# SUPPLIED INFORMATION:
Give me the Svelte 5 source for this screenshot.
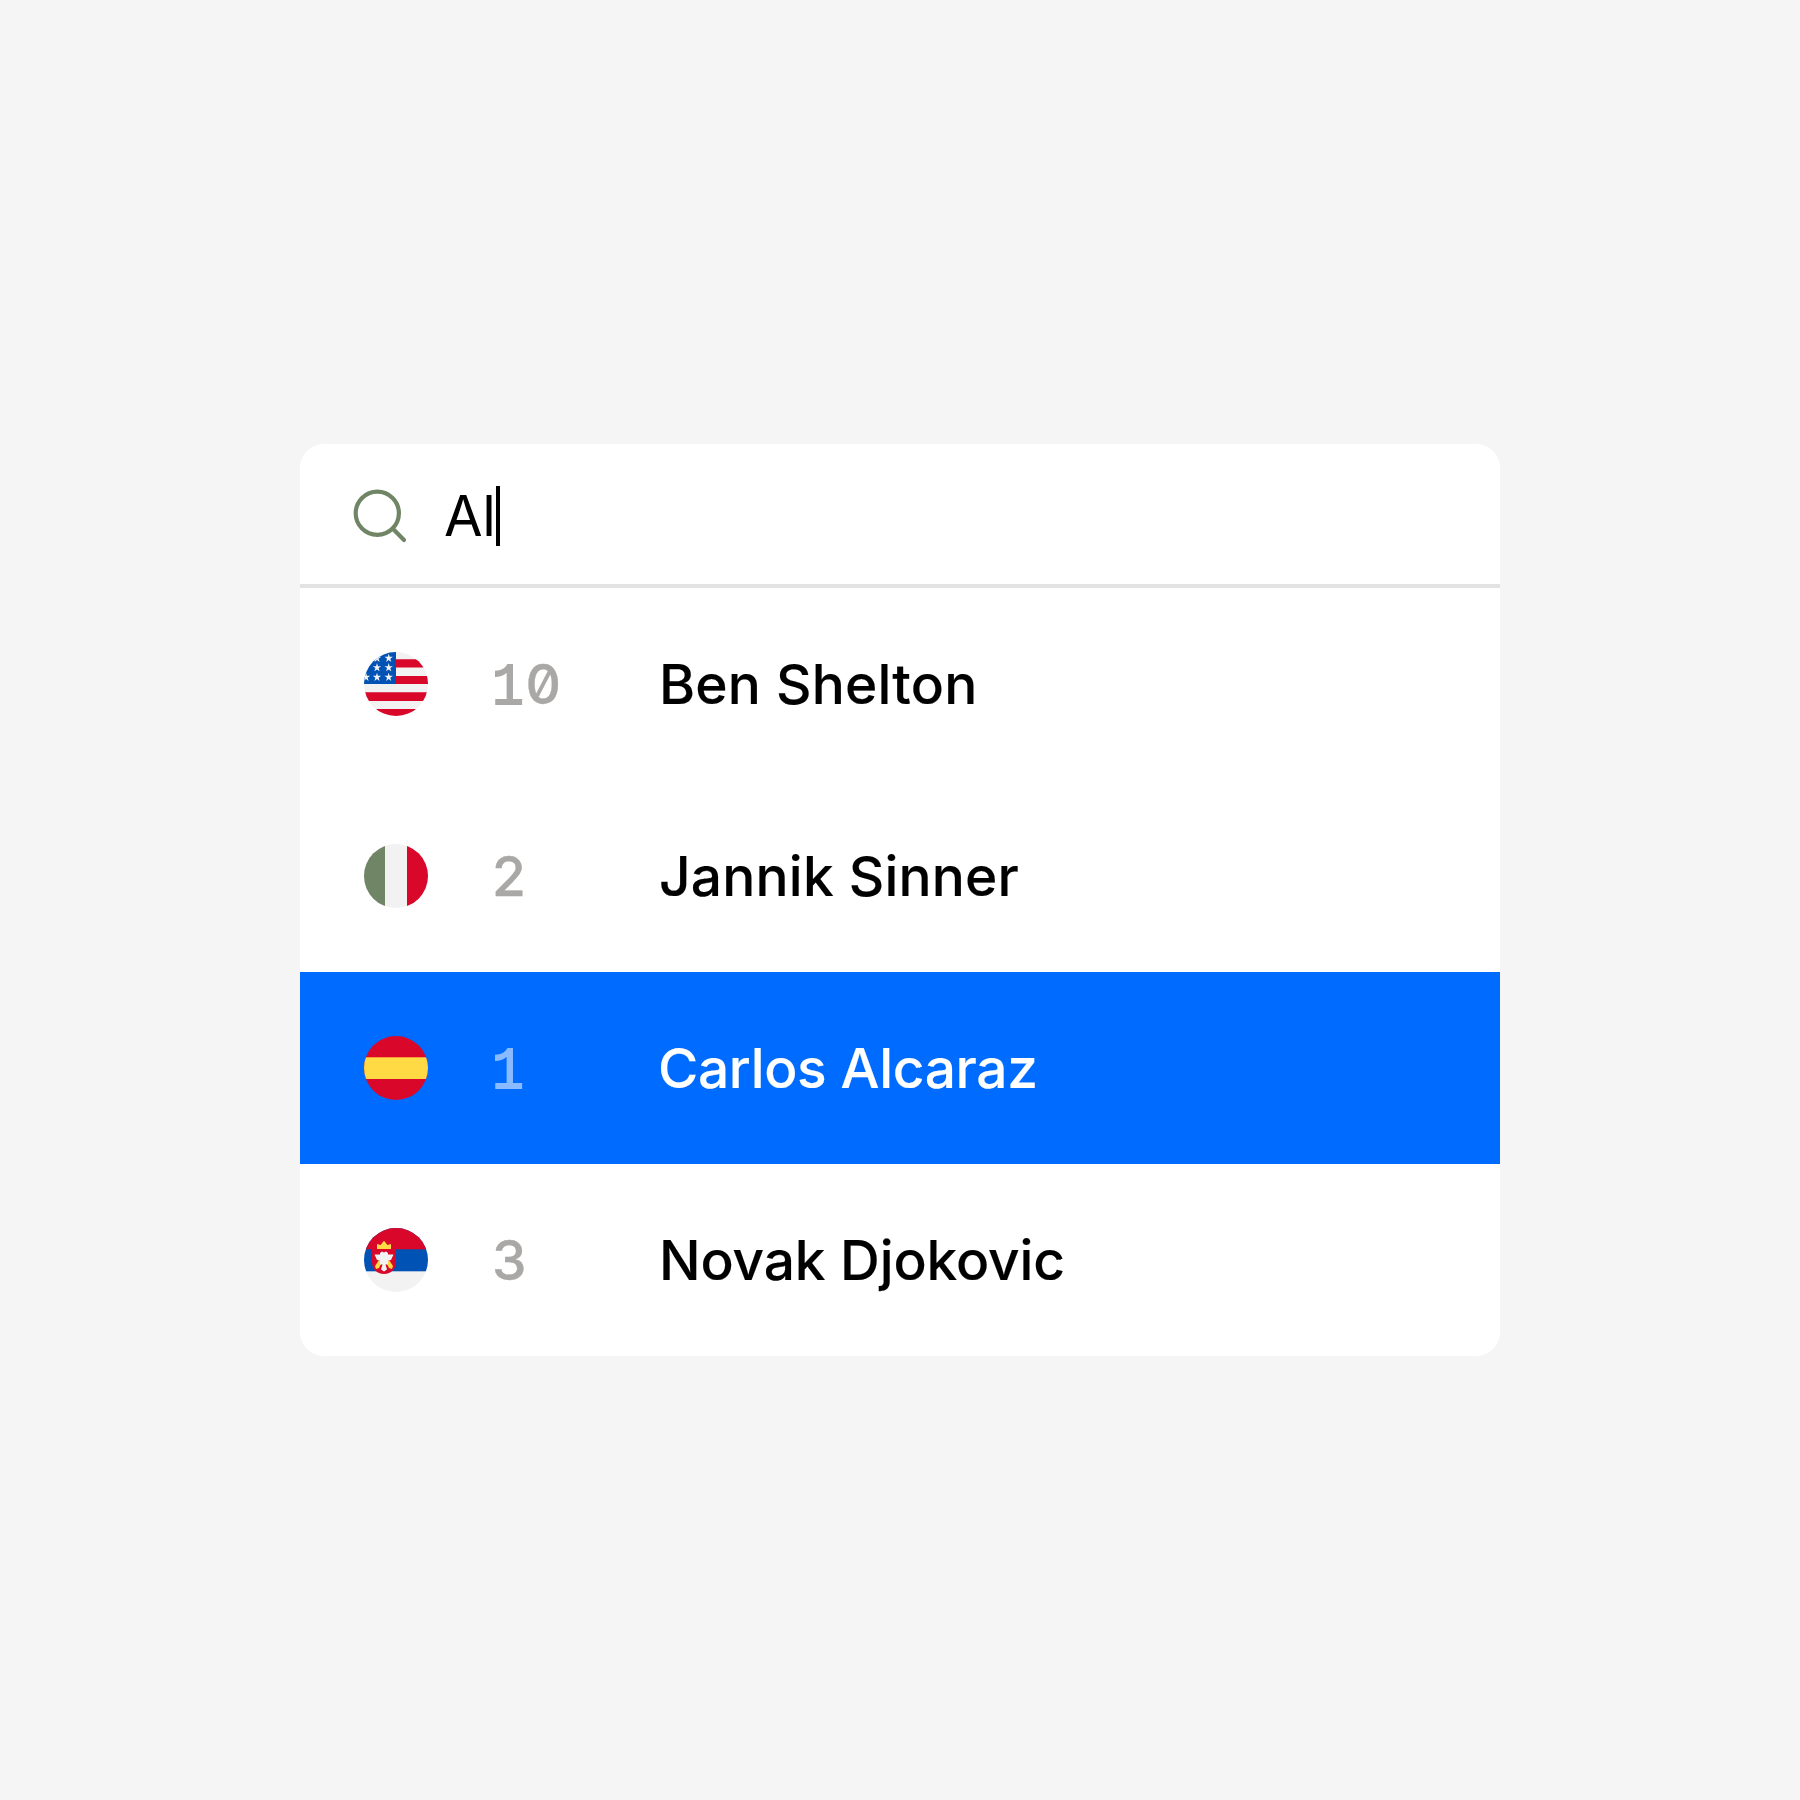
* * *
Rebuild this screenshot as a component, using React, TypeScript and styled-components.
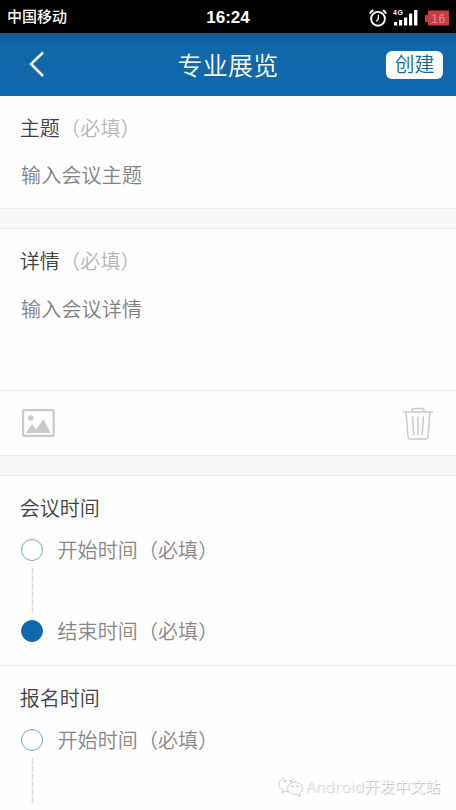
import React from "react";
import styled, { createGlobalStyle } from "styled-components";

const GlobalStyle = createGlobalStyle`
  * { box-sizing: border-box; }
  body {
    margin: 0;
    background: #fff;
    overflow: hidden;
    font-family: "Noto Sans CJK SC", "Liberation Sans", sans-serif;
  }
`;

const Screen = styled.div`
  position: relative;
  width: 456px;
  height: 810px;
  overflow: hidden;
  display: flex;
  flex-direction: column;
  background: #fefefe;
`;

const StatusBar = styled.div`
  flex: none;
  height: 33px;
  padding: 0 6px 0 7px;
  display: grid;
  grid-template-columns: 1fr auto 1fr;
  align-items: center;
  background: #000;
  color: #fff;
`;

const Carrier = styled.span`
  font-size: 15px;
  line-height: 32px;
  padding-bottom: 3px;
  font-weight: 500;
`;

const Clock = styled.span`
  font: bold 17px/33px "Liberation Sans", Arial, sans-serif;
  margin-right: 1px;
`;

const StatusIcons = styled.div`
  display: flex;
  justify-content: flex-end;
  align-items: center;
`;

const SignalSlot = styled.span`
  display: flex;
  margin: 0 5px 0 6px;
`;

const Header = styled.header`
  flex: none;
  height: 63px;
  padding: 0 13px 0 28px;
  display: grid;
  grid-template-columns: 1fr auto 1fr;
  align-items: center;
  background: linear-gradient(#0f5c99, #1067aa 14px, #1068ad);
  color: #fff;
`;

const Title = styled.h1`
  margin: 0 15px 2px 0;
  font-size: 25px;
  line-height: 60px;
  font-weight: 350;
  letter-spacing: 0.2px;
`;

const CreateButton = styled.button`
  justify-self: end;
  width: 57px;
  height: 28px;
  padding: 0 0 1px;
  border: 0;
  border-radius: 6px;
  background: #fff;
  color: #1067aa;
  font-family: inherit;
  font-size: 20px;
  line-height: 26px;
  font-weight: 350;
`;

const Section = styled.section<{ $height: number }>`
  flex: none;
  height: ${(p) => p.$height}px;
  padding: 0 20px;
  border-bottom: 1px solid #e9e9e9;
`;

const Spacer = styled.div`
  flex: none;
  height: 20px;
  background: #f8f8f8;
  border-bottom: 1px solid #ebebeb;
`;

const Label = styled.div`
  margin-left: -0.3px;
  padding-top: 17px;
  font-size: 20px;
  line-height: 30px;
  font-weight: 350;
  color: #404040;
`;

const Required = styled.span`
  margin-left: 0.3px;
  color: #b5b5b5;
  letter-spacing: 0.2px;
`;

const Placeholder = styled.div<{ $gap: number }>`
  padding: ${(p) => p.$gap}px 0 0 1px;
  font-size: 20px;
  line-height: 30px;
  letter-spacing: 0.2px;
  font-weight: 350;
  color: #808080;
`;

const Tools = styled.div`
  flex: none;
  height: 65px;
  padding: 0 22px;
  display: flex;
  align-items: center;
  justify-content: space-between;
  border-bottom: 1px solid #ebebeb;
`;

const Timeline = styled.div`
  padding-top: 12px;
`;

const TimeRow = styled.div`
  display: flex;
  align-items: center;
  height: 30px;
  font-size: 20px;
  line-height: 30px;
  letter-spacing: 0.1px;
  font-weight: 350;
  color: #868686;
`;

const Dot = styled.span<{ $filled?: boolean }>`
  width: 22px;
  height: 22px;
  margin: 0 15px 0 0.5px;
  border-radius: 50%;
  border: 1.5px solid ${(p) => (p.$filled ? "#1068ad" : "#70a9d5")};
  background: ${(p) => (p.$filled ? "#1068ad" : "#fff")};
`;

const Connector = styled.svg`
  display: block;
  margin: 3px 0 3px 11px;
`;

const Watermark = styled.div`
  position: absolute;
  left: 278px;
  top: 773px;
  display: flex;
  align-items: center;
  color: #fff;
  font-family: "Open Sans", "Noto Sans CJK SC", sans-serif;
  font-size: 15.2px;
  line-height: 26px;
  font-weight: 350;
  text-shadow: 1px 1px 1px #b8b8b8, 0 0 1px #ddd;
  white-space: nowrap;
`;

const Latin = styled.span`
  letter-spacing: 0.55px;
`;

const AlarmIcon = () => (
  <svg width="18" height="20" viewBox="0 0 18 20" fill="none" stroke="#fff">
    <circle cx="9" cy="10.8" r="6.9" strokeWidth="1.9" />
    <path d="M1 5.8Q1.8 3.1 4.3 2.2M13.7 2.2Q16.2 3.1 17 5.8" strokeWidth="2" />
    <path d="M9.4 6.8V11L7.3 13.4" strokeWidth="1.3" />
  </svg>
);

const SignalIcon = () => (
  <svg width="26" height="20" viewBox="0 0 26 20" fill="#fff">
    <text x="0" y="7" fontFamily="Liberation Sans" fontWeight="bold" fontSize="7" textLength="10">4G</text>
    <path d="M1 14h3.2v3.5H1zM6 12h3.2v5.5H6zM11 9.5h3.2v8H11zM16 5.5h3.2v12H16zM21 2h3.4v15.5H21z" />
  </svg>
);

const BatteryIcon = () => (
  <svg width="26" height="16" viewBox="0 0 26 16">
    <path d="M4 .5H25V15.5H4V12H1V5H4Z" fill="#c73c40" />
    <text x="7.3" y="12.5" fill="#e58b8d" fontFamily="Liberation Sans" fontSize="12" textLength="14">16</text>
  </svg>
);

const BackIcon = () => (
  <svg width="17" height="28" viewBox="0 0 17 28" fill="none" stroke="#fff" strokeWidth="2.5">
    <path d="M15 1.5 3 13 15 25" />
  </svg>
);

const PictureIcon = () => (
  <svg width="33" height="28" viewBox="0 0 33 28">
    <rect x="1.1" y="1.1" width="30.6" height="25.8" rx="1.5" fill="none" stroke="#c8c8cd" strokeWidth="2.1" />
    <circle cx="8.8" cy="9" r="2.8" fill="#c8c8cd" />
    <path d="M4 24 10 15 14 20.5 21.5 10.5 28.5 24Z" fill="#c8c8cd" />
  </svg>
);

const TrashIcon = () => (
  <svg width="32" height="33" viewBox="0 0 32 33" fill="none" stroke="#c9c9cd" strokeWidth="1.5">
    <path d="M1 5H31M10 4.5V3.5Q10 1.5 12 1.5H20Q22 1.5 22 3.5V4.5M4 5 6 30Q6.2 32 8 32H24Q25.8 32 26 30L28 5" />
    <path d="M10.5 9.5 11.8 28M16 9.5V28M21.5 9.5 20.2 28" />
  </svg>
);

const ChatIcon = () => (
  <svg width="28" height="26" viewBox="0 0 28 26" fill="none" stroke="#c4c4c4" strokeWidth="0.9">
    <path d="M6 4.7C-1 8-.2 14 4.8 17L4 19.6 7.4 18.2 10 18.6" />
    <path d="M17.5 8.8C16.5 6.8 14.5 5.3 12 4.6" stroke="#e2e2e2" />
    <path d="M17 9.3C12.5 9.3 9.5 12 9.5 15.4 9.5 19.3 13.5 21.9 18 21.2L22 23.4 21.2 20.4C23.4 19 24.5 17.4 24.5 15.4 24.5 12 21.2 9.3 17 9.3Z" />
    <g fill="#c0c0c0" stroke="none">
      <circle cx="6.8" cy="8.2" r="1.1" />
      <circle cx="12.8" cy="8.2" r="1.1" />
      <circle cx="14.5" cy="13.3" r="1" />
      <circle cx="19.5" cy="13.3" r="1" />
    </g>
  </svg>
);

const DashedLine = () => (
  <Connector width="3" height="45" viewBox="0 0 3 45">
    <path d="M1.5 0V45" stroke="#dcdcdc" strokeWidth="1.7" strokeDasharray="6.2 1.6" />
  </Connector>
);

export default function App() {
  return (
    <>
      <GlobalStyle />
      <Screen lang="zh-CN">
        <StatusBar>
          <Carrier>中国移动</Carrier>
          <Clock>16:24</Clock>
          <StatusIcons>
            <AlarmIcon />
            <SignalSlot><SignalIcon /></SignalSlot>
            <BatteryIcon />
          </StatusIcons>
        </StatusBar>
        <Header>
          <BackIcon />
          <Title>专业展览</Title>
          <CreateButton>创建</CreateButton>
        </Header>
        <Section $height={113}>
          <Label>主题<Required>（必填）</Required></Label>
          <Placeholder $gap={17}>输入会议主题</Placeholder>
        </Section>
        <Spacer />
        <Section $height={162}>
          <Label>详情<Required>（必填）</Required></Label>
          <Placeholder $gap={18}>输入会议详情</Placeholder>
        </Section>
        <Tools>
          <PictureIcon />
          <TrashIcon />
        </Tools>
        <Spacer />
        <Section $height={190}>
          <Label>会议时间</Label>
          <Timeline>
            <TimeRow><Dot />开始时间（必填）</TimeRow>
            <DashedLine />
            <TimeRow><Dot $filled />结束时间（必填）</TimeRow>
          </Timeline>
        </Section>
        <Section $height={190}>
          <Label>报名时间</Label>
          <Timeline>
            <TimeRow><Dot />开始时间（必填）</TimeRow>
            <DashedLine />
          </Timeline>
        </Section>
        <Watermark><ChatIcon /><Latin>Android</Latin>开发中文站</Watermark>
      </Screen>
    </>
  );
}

# PROBLEM DESCRIPTION:
Across the preceding material, how many lines contain the word "React"? State the number alone.

# TASK SOLUTION:
2